◆ DATASET EXCERPT ◆
___

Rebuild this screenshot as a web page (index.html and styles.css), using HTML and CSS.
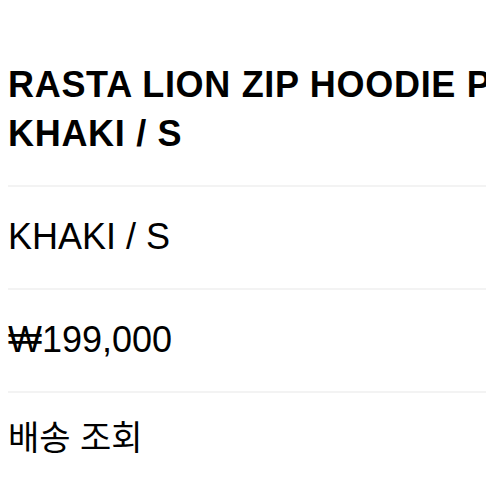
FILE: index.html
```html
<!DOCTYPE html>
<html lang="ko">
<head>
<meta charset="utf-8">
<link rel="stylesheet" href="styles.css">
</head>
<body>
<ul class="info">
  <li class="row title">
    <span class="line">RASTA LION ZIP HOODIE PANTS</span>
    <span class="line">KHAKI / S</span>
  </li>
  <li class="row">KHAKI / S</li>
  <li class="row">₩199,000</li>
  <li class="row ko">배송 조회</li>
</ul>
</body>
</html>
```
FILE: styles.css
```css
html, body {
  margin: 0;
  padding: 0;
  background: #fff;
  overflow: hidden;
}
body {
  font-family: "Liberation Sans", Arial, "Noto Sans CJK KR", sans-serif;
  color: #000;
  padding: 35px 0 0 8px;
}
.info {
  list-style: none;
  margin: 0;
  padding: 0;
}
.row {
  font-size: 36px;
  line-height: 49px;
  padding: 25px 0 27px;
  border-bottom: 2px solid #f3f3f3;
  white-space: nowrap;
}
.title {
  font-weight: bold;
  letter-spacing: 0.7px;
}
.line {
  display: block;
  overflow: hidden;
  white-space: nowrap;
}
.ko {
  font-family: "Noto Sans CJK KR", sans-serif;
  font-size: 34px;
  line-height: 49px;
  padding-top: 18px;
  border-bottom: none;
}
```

___

◆ WHAT YOU ARE ASKED TO DO ◆
List every line above containing the word "index".

◆ CORRECT RESULT ◆
Rebuild this screenshot as a web page (index.html and styles.css), using HTML and CSS.
FILE: index.html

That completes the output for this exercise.